Most people that get involved with the court system would prefer to work things about between themselves before having to get a judge or a jury involved to decide matters for them. This is the path usually taken by civil litigants (think personal injury or breach of contract cases). Most of these cases usually get settled out of court. The criminal justice system does not typically work the same way – in other words, even if you are accused of a crime, and you and the victim have reconciled and worked things out, you can still be liable for the criminal activity.

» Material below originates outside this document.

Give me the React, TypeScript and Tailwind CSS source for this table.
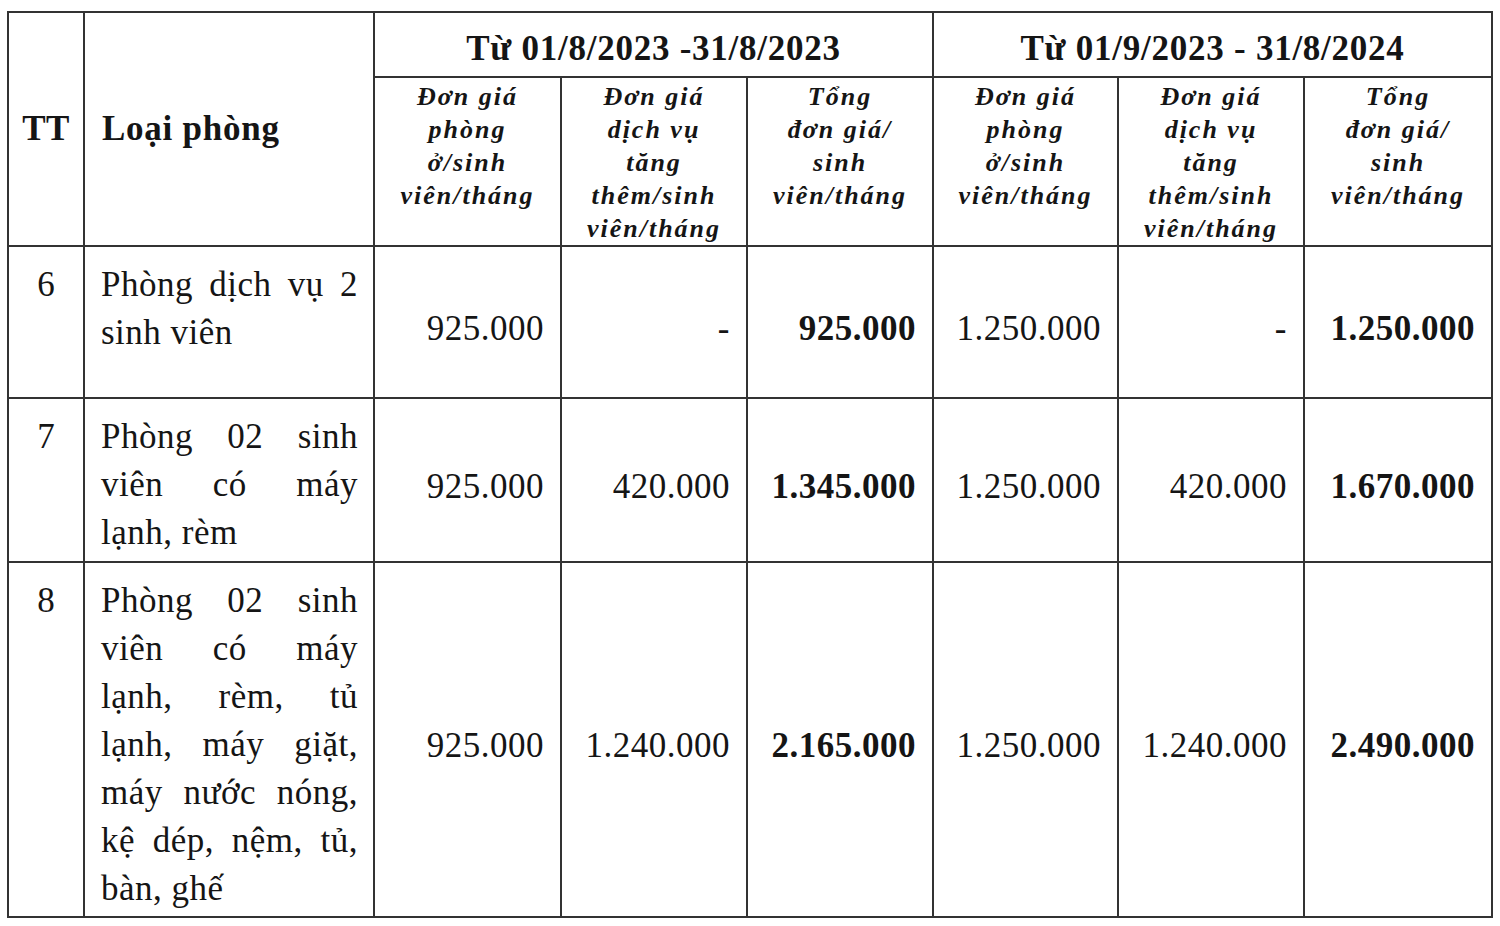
import React from "react";

const serif = "font-['Liberation_Serif','Times_New_Roman',serif]";

function Justified({ lines }: { lines: string[] }) {
  return (
    <div>
      {lines.map((l, i) =>
        i < lines.length - 1 ? (
          <div key={i} className="flex justify-between">
            {l.split(" ").map((w, j) => (
              <span key={j}>{w}</span>
            ))}
          </div>
        ) : (
          <div key={i}>{l}</div>
        )
      )}
    </div>
  );
}

function Sub({ lines }: { lines: string[] }) {
  return (
    <div className="font-bold italic text-[26px] leading-[33px] tracking-[2px] text-center">
      {lines.map((l, i) => (
        <div key={i}>{l}</div>
      ))}
    </div>
  );
}

const subHeads = [
  ["Đơn giá", "phòng", "ở/sinh", "viên/tháng"],
  ["Đơn giá", "dịch vụ", "tăng", "thêm/sinh", "viên/tháng"],
  ["Tổng", "đơn giá/", "sinh", "viên/tháng"],
];

type Row = {
  tt: string;
  lines: string[];
  h: string;
  vals: string[];
};

const rows: Row[] = [
  {
    tt: "6",
    lines: ["Phòng dịch vụ 2", "sinh viên"],
    h: "h-[152px]",
    vals: ["925.000", "-", "925.000", "1.250.000", "-", "1.250.000"],
  },
  {
    tt: "7",
    lines: ["Phòng 02 sinh", "viên có máy", "lạnh, rèm"],
    h: "h-[164px]",
    vals: ["925.000", "420.000", "1.345.000", "1.250.000", "420.000", "1.670.000"],
  },
  {
    tt: "8",
    lines: [
      "Phòng 02 sinh",
      "viên có máy",
      "lạnh, rèm, tủ",
      "lạnh, máy giặt,",
      "máy nước nóng,",
      "kệ dép, nệm, tủ,",
      "bàn, ghế",
    ],
    h: "h-[355px]",
    vals: ["925.000", "1.240.000", "2.165.000", "1.250.000", "1.240.000", "2.490.000"],
  },
];

const cell = "border-2 border-[#333333] p-0";

export default function App() {
  return (
    <div className={`w-[1500px] h-[926px] bg-white text-[#151515] ${serif} pt-[11px] pl-[7px]`}>
      <table className="table-fixed border-collapse w-[1484px]">
        <colgroup>
          <col className="w-[76px]" />
          <col className="w-[290px]" />
          <col className="w-[187px]" />
          <col className="w-[186px]" />
          <col className="w-[186px]" />
          <col className="w-[185px]" />
          <col className="w-[186px]" />
          <col className="w-[188px]" />
        </colgroup>
        <tbody>
          <tr className="h-[65px]">
            <td rowSpan={2} className={`${cell} text-center align-middle font-bold text-[35px] tracking-[0.5px]`}>
              TT
            </td>
            <td rowSpan={2} className={`${cell} align-middle font-bold text-[35px] tracking-[0.75px] pl-[17px]`}>
              Loại phòng
            </td>
            <td colSpan={3} className={`${cell} text-center align-middle font-bold text-[35px] tracking-[0.75px] pt-[10px]`}>
              Từ 01/8/2023 -31/8/2023
            </td>
            <td colSpan={3} className={`${cell} text-center align-middle font-bold text-[35px] tracking-[0.75px] pt-[10px]`}>
              Từ 01/9/2023 - 31/8/2024
            </td>
          </tr>
          <tr className="h-[168px]">
            {[0, 1].map((g) =>
              subHeads.map((s, i) => (
                <td key={`${g}-${i}`} className={`${cell} align-top pt-[2px]`}>
                  <Sub lines={s} />
                </td>
              ))
            )}
          </tr>
          {rows.map((r) => (
            <tr key={r.tt} className={r.h}>
              <td className={`${cell} align-top text-center text-[35px] leading-[48px] pt-[14px]`}>{r.tt}</td>
              <td className={`${cell} align-top text-[35px] leading-[48px] tracking-[0.5px] pt-[14px] pl-[16px] pr-[15px]`}>
                <Justified lines={r.lines} />
              </td>
              {r.vals.map((v, i) => (
                <td
                  key={i}
                  className={`${cell} align-middle text-right text-[35px] leading-[48px] tracking-[0.5px] pt-[13px] pr-[16px] ${
                    i % 3 === 2 ? "font-bold" : ""
                  }`}
                >
                  {v}
                </td>
              ))}
            </tr>
          ))}
        </tbody>
      </table>
    </div>
  );
}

That is because that once someone is arrested and the state decides to prosecute, it is up to the state to drop the charges, even if the victim wants to end it. In some states, there are District Attorney’s offices that have a strict ‘no drop’ policy, where the case will not be dropped, ever. In other jurisdictions, the case can be dropped at the request of the victim if they pay a fee to do so – which seems rather unfair to the victim. However, most jurisdictions will usually pay attention and heed what the victim requests, particularly if there is no danger of recidivism (or repeating the crime), or if the crime is minor. Obviously, it is much more difficult for the state to successfully prosecute the crime if the victim is uncooperative or fails to appear in court. But defendants should not rely on this if the state continues prosecution – many cases, such as domestic violence or assault, can introduce other evidence to show the crime occurred, without the victim’s testimony. Things like 911 calls, victim and witness statements to the police, and even the responding officer who witnesses the direct aftermath can be very effective tools of prosecution if the victim fails to cooperate.
Some prosecutors will only drop the case after the defendant has taken affirmative steps, such as counseling, classes (like anger management) or even volunteer work or community service. It all depends upon your jurisdiction, so if you have been accused of a crime and you think the victim does not wish to see you prosecuted, make sure to speak with a local, competent attorney to advise you on the likelihood and procedure of getting this done.

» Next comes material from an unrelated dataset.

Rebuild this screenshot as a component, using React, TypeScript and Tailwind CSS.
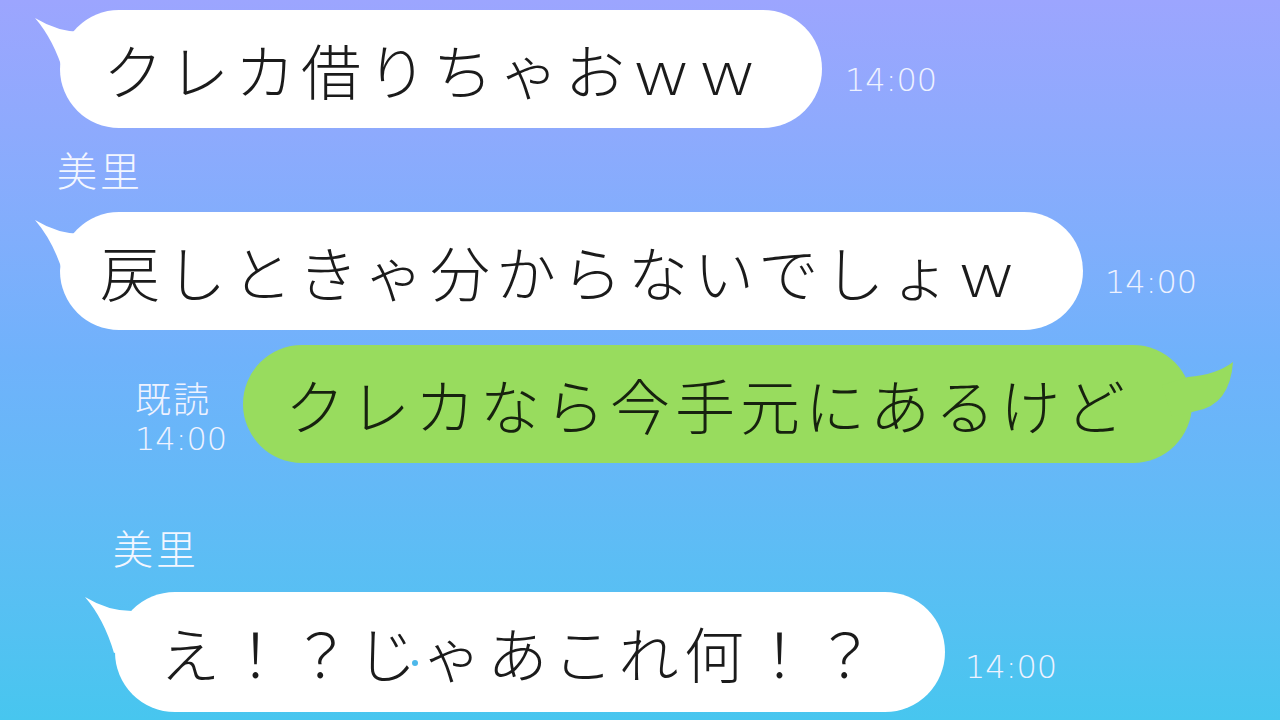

Sometimes, even if a defendant is arrested, charges are not filed to begin with. Sometimes this is because the offense is minor, like possession of trace amounts of marijuana. Sometimes, prosecutors choose not to press charges if there is not enough evidence to support it. Remember, prosecutors are government attorneys, with limited resources. If there is not enough evidence to support pressing charges, it would likely be a waste of time and money for the state to gather evidence to do so. However, this depends upon the severity of the crime in question. Finally, if there was obvious police error, like infringing upon someone’s constitutional rights, the charges probably will also not be brought in the first place.

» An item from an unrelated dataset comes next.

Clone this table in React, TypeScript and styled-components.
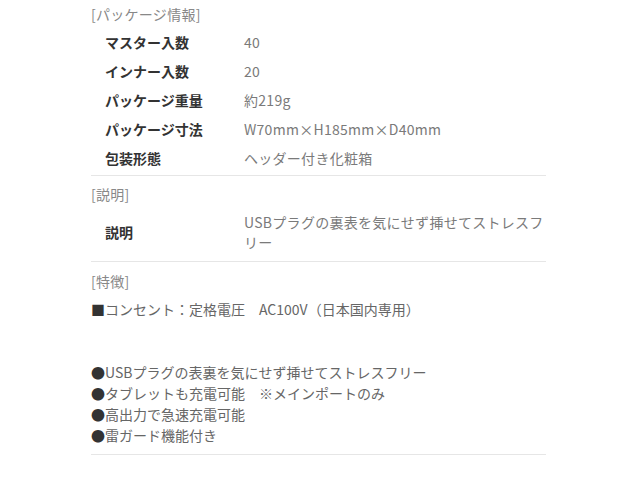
import React from 'react';
import styled, { createGlobalStyle } from 'styled-components';

const GlobalStyle = createGlobalStyle`
  html, body {
    margin: 0;
    padding: 0;
    background: #fff;
  }
  body {
    font-family: 'Noto Sans CJK JP', 'Noto Sans', sans-serif;
    font-size: 14px;
    color: #666;
  }
`;

const Wrapper = styled.div`
  width: 455px;
  margin-left: 91px;
`;

const Section = styled.section<{ $padBottom: number }>`
  padding-bottom: ${(p) => p.$padBottom}px;
  border-bottom: 1px solid #e6e6e6;
`;

const SectionTitle = styled.div<{ $padTop: number }>`
  padding: ${(p) => p.$padTop}px 0 3px;
  line-height: 20px;
  color: #888;
  letter-spacing: 0.02em;
`;

const Row = styled.div<{ $tall?: boolean }>`
  display: grid;
  grid-template-columns: 153px 1fr;
  align-items: center;
  min-height: 29px;
  padding: ${(p) => (p.$tall ? '5px 0 9px' : '0')};
`;

const Label = styled.div`
  padding-left: 14px;
  font-weight: bold;
  color: #333;
  line-height: 20px;
`;

const Value = styled.div`
  color: #7a7a7a;
  line-height: 20px;
  letter-spacing: 0.02em;
`;

const Features = styled.div`
  line-height: 21px;
  color: #666;
  padding-top: 5px;
`;

const Line = styled.div`
  min-height: 21px;
`;

const Mark = styled.span`
  color: #333;
`;

const packageRows: [string, string][] = [
  ['マスター入数', '40'],
  ['インナー入数', '20'],
  ['パッケージ重量', '約219g'],
  ['パッケージ寸法', 'W70mm×H185mm×D40mm'],
  ['包装形態', 'ヘッダー付き化粧箱'],
];

const bullets = [
  'USBプラグの表裏を気にせず挿せてストレスフリー',
  'タブレットも充電可能　※メインポートのみ',
  '高出力で急速充電可能',
  '雷ガード機能付き',
];

export default function App() {
  return (
    <>
      <GlobalStyle />
      <Wrapper>
        <Section $padBottom={3}>
          <SectionTitle $padTop={4}>[パッケージ情報]</SectionTitle>
          {packageRows.map(([label, value]) => (
            <Row key={label}>
              <Label>{label}</Label>
              <Value>{value}</Value>
            </Row>
          ))}
        </Section>
        <Section $padBottom={0}>
          <SectionTitle $padTop={8}>[説明]</SectionTitle>
          <Row $tall>
            <Label>説明</Label>
            <Value>USBプラグの裏表を気にせず挿せてストレスフリー</Value>
          </Row>
        </Section>
        <Section $padBottom={8}>
          <SectionTitle $padTop={9}>[特徴]</SectionTitle>
          <Features>
            <Line>
              <Mark>■</Mark>コンセント：定格電圧　AC100V（日本国内専用）
            </Line>
            <Line />
            <Line />
            {bullets.map((b) => (
              <Line key={b}>
                <Mark>●</Mark>
                {b}
              </Line>
            ))}
          </Features>
        </Section>
      </Wrapper>
    </>
  );
}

The defendant’s relationship and settlement with the victim is almost always irrelevant, unless the state also gets involved. Some jurisdictions will allow the defendant to pay money (called restitution) to the victim and avoid a criminal charge; however, in all cases where the defendant avoids a trial, the state is directly involved in negotiations. Always hire an attorney to help advocate for your rights, even if you think you and the victim are on good terms after the fact.